Education

Beyond the Fence

by

The narrow, gravel-covered lot at the intersection of Brooklyn’s Columbia and Sackett streets in Carroll Gardens is probably one of the most challenging spaces to hold an art show. Viewers aren’t allowed to go beyond its eight-foot-high chain-link fence. Ugly black rat-bait stations are frequently scattered among the sculptures to keep vermin at bay. And then there’s the lot’s neighbor, a chicken-slaughtering facility, a relic of the waterfront’s pre-gentrification past. The poor birds arrive by truck, packed tightly in crates. Being downwind of them ain’t fun.

Still, the Art Lot—as it’s been known since local property owners kindly donated the space in 1995—has managed to survive as a source of free public art. What’s more, under the recent directorship of sculptor (and Parsons instructor) Jim Osman, it’s positively thriving. Maybe real estate has gotten so bad that artists, ever adaptive to physical limitations, are hatching a new breed of humble yet assertive, site-specific sculpture in order to survive.
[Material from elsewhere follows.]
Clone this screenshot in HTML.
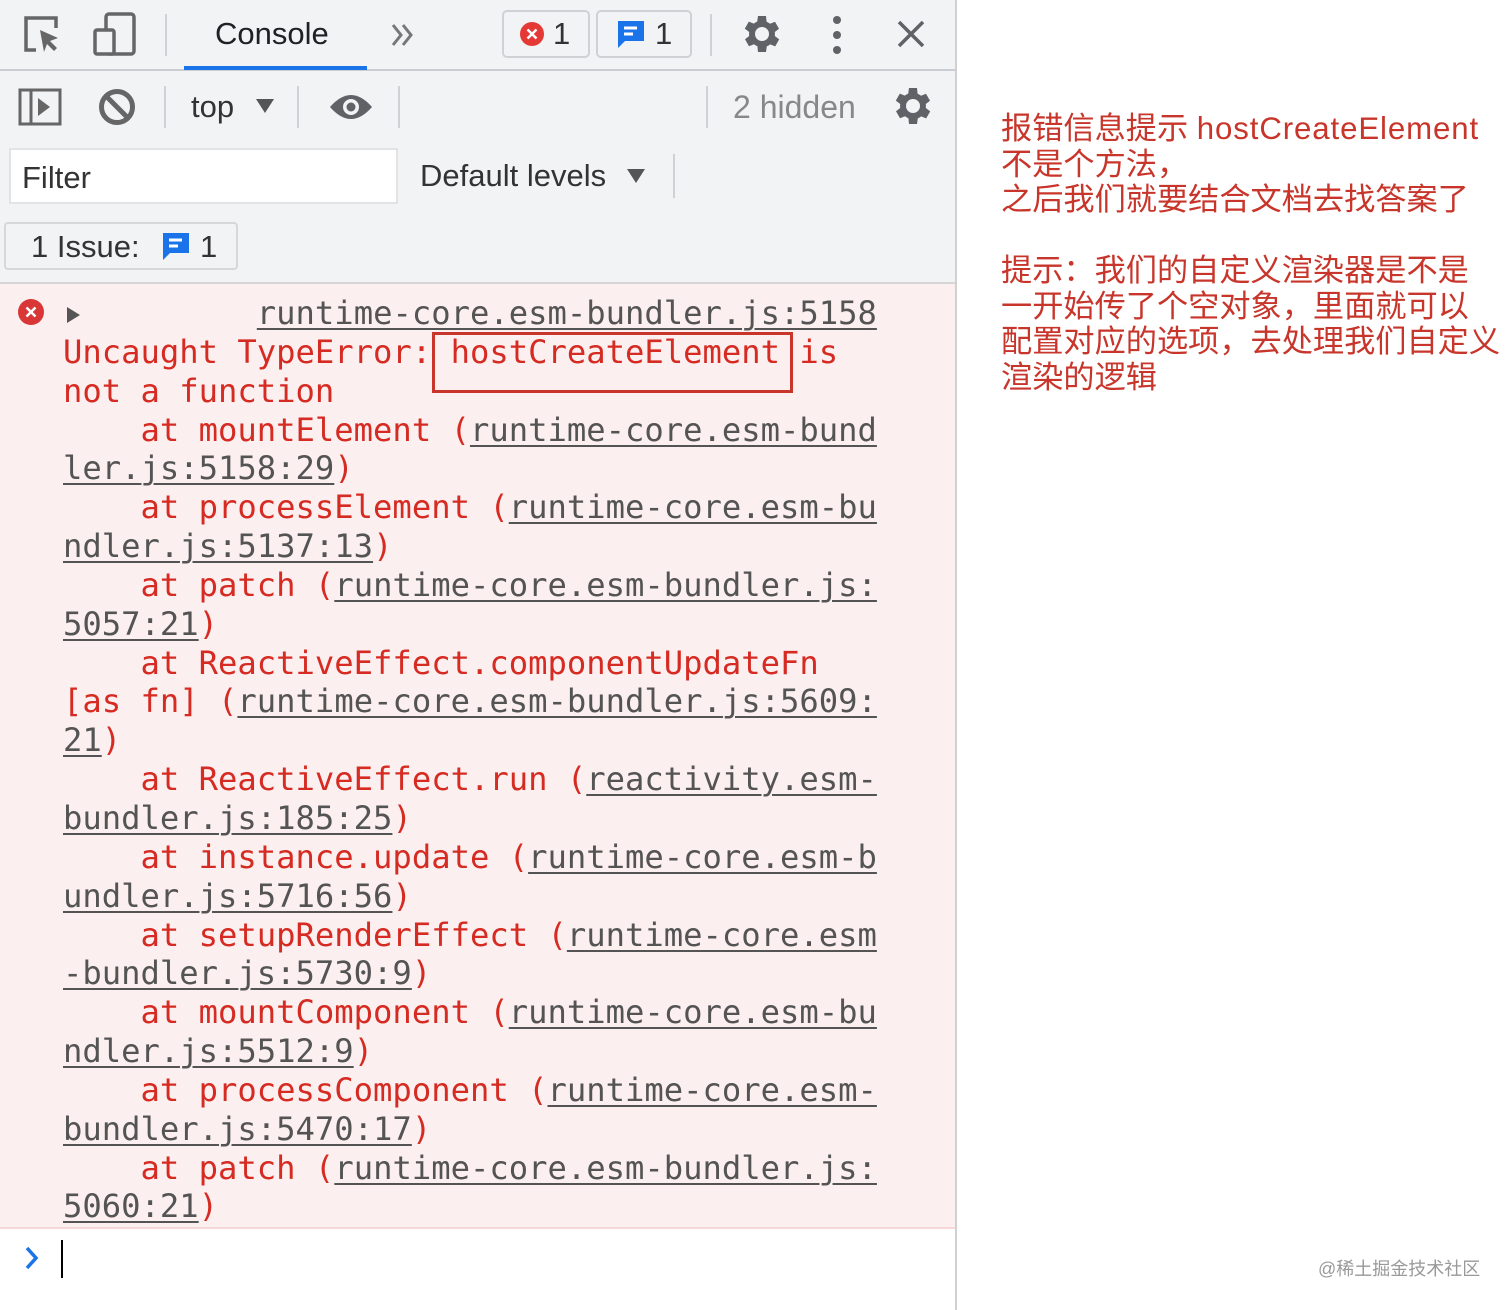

Call it site-resilient.

This show, underwhelmingly titled “From the Neighborhood,” is full of such inspiring fare. John Monti gamely flies a flag from the lot’s perimeter, emblazoned with a goofy banana-smiley glyph. Anne Burton, whom we wish would venture farther than her Union Street studio (to Chelsea, say?), makes ingenious use of throwaway pieces of liquor-box packing cardboard, placing them on a cinder-block base. The gaps between the blocks, and the slits in the tongue-and-groove arrangement of the cardboard, all work in perfect, linear harmony. Mike Metz makes a banner depicting a local waterfront industrial crane covered with poetic repetitions of the word “change,” and installs it on a movable theatrical scaffold. Best of all, Simino Studio, a local design firm, has sawed off and re-hung that chain-link fence, replacing a large chunk of it with a wall made of massive concrete blocks. It’s a gracious gesture, really: That wall is erected some eight feet deeper into the lot than the original border, allowing viewers to walk past the sidewalk and into the lot. To go—at least for a few feet—where no man has gone before.